Algie called for volunteers from his already much-dimished company, and led the nine soldiers who stepped forward at a run along the left flank, skirting the battalion’s boundary with the British division to their north. His small force entered the town from the northwest and hit the Germans from the rear. They surprised and killed two machinegun crews, one of them taken by Algie himself, armed only with his revolver.
The Canadians turned the captured guns as well as their own Lewis gun on the rest of the town’s German defenders, using the tombstones in the village cemetery as cover. The speed and daring of Algie’s attack overwhelmed the Germans, and his small force quickly captured the officer in charge of the town’s defence and cleared the east end of Iwuy, a move that made it possible for the 20th Battalion to take the rest of the village.
But Algie never saw the results of his bold attack. When the east end of the town was clear, he went back to the battalion for reinforcements. While he was leading them into the town, a German holdout who had been hiding in one of the houses opened up on him at point blank range, killing him instantly.

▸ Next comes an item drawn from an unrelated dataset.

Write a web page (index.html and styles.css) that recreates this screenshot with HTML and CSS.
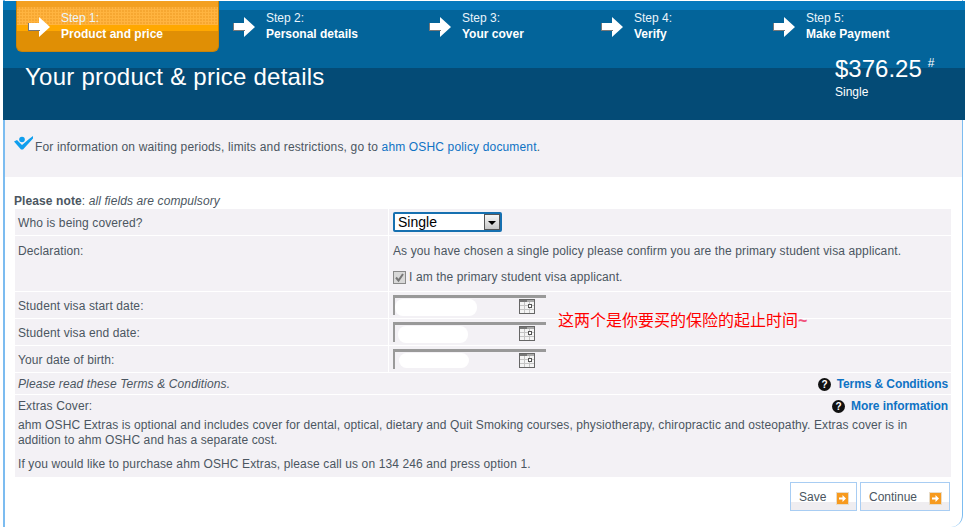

Iwuy was a part of the very last of the multiple belts of trenches and fortifications that made up the Hindenburg Line. Beyond it, the Germans did not have a coherent defence line and after it fell they were in full retreat.
But the cost was high. At the end of the day at Iwuy, the 20th Battalion could muster only 300 soldiers of all ranks: from Commanding Officer to cooks. Over 1,100 men had been killed or wounded since the start of Canada's "Hundred Days" at Amiens on 8 August, and there was still work to do. Algie was hastily buried and the next day the 20th Battaliom resumed their advance.
Algie’s final resting place is the Niagara Cemetery, a small and lonely Commonwealth War Graves cemetery just outside Iwuy, within sight of the town where he fought his last battle.